М. Булгакова. Затем был “Доктор Живаго” Б. Пастернака, задуманный тоже в 30-е годы и написанный в первое послевоенное десятилетие. А в 50—60-е — “Колымские рассказы” Варлама Шаламова с их непримиримым конфликтом между лагерным удушающим смрадом и высоким неистребимым духом Культуры. С конца 70-х годов постреализм вырос в мощное направление. Здесь и проза позднего Ю. Трифонова, и поэзия И. Бродского, и современные версии Священных книг (“Псалом” Ф. Горенштейна, “Монограмма” А. Иванченко), и В. Маканин с “Лазом” и “Андеграундом”, и “Время ночь” Л. Петрушевской, и весь Довлатов, и квазиисторические романы М. Шишкина, повести и романы А. Слаповского, А. Дмитриева, М. Харитонова...

Сопрягая детерминизм с поиском внекаузальных связей, типическое и архетипическое, повседневное и вечное, авторы этих произведений ищут секреты саморегуляции Хаоса, строят человеческий Космос внутри онтологического Хаоса. Эту модель мира можно назвать Хаосмосом (термин Д. Джойса).

Учитывая опыт постмодернизма, утверждающего, что хаос есть неизбывное качество всего сущего, постреализм 80—90-х годов, в отличие от постмодернизма, не идет на компромисс с хаосом, а ищет пути его преодоления. Не находя смысла в онтологических процессах, герой постреализма сам проникается “волей к смыслу” (выражение философа В. Франкла), извлекает смысл из себя, из своего представления о собственном предназначении в этом мире. Он проникается чувством личной ответственности за миропорядок, он взваливает на себя сизифов труд по обустройству того клочка Вселенной и того мига Вечности, который достался на его долю. Это, в сущности, концепция “неалиби-бытия” (по М. Бахтину) в действии.

Главным механизмом упорядочивания Хаоса оказывается сострадание и со-участие одной души к другой душе. Две одинокие души вместе уже не одиноки, они образуют островок стабильности посреди Хаоса (вариант Ключарева и его больного сына в повести В. Маканина “Лаз”). Он трагически хрупок и недолговечен, этот островок. Но пока человек жив, он способен упорядочивать мир своим участием. Если он отказывается от этой миссии или отступает от нее, он гибнет духовно и вместе с ним рушится Вселенная (вариант героя маканинского “Андеграунда”). “И боги любят добро и зло не за его глаза, /но потому что, не будь добра, они бы не существовали”, — в этой парадоксальной формуле из последних стихов И. Бродского сконцентрирован высший взыскующий смысл постреалистической концепции личности.

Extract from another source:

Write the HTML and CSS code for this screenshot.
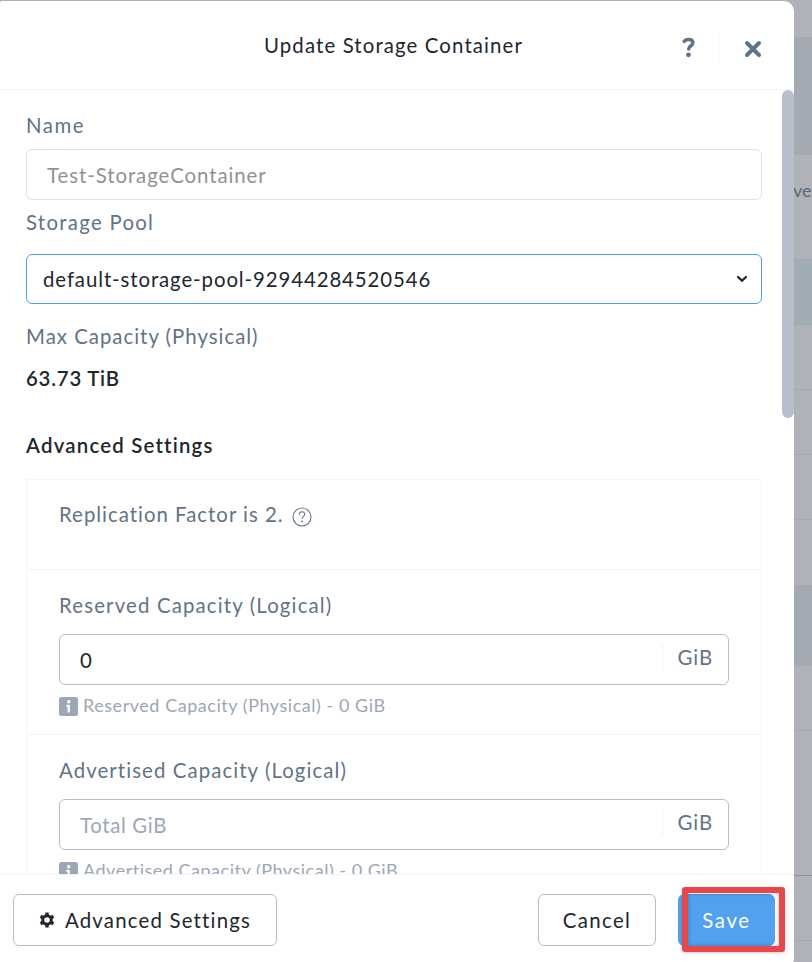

Думаю, литературная ситуация рубежа XX—XXI веков дает основания полагать, что постмодернизм сходит на нет, традиционный классический реализм все еще переживает кризис, а вот натуралистический сентиментализм и постреализм идут рядом, заряжаясь друг от друга.

* * *

Здесь был представлен лишь эскиз основных художественных тенденций в российской словесности XX столетия. Но даже эскиз дает нам право утверждать, что разные варианты взаимодействия классических (“космографических”) и модернистских (“хаографических”) систем составляют “магистральный сюжет” развития русской литературы в XX веке. Это взаимодействие сыграло роль грандиозного художественного механизма, посредством которого в течение всего столетия осуществлялся непрерывный творческий полилог. Его суть составляли, во-первых, прение о самых фундаментальных категориях и ценностях: о природе человека, о смысле жизни, о судьбах рода людского и силах, управляющих историей, и, во-вторых, мучительные метания между безысходным отчаянием и упорными поисками основ самостоянья человека в мире.

Видимо, такова же была специфика развития всех крупных национальных литератур в XX веке. Но подобная динамика художественного процесса не исключительное явление. Если взглянуть на минувшее литературное столетие в масштабах Большого Времени, то обнаружится, что такое же взаимодействие “космографических” и “хаографических” систем происходило и в позднем эллинизме (II—V вв. н.э.) и в поздней готике (примерно XIII—XIV вв.), и в эпоху барокко (XVII в.), то есть в переходные эпохи между великими культурными эрами (античностью, средневековьем, Ренессансом, Новым Временем). Не значит ли это, что XX век, который достался на нашу долю, был такой же переходной эпохой? Между Новым временем и... ЧЕМ? На этот вопрос, наверно, ответят уже наши потомки.